If this investment leads to a massive surge in productivity across the other sectors—healthcare, manufacturing, finance—then the S&P 500 projections of today are actually too low. Imagine a world where a mid-sized insurance company in the S&P 500 cuts its operating costs by 30% because of automated claims processing. That profit goes straight to the bottom line. That drives the index.
But if AI turns out to be a "Cisco in 2000" moment—where the tech is great but the stocks were overhyped—the correction will be painful. The S&P 500 is essentially a bet on American innovation.
How to Actually Use These Forecasts
Don't trade on a single price target. It’s a recipe for disaster. Instead, use these projections as a sentiment gauge. When every single analyst is bullish, it’s usually time to be cautious. When the consensus is that the market is going to hell, that’s often when the bottom is in.
Contrarianism works because the "crowd" is already positioned for the consensus view.
- Check the Yield Curve: If it’s inverted, be careful. If it’s steepening, growth might be coming back.
- Watch Inflation Breakevens: This tells you what the bond market thinks about future prices.

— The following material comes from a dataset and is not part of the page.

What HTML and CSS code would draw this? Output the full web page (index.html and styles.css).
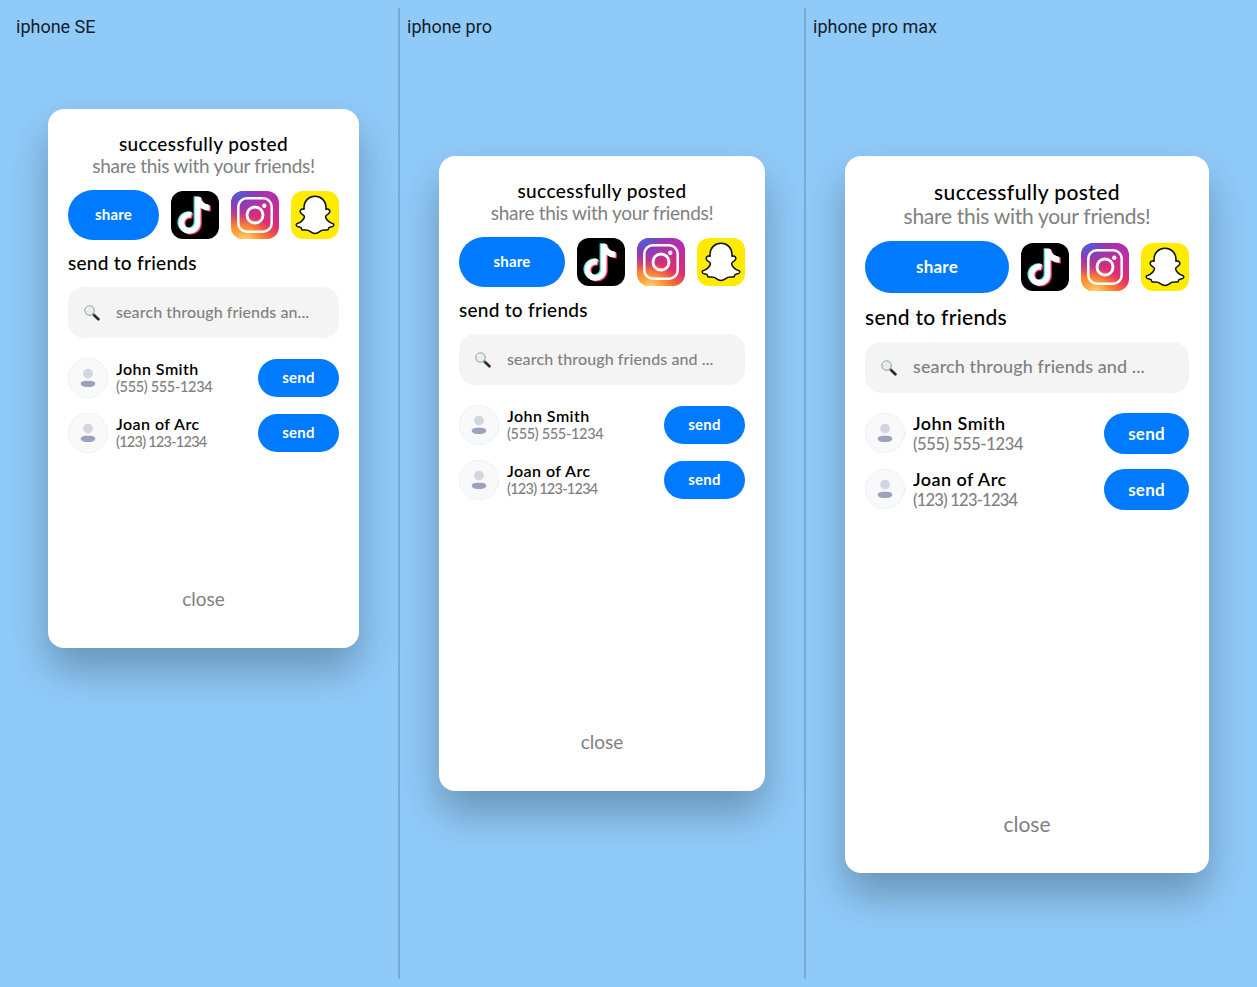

- Monitor Credit Spreads: If corporate bond spreads start widening, the "S&P 500 projections" for a bull market are in trouble. It means banks are getting scared.
The Nuance of Diversification
If you’re worried about the S&P 500 being too concentrated, look at the Equal Weight S&P 500 (RSP). It treats every company the same, whether it’s Apple or a small utility firm. Usually, when the standard S&P 500 is screaming higher but the equal weight version is flat, the rally is "thin." Thin rallies are fragile. A healthy market is one where the majority of stocks are participating in the gains.
Actionable Steps for Navigating the Index
Stop looking at the daily noise. It’ll drive you crazy. If you want to handle the market like a pro, you need a system that doesn't rely on a "magic number" from a bank's research department.
- Rebalance based on volatility, not just time. If tech runs up so much that it now makes up 60% of your portfolio, trim it back to your target. Don't wait for January 1st.
- Focus on Total Return. Don't just look at the price of the index. Dividends account for a massive portion of the S&P 500’s historical wealth generation. Reinvest them.
- Keep "Dry Powder." Always have some cash on the sidelines. The best time to buy into the S&P 500 is when the projections are the ugliest.
- Audit your "Magnificent" exposure. Know how much of your wealth is tied to just five tickers. You might be more concentrated than you realize.
The S&P 500 remains the best wealth-building machine ever created, but it’s not a straight line up. Projections are just maps. And as the saying goes, the map is not the territory. You have to walk the actual ground. Stay skeptical of the certainties and embrace the messiness of the numbers. That's where the real money is made.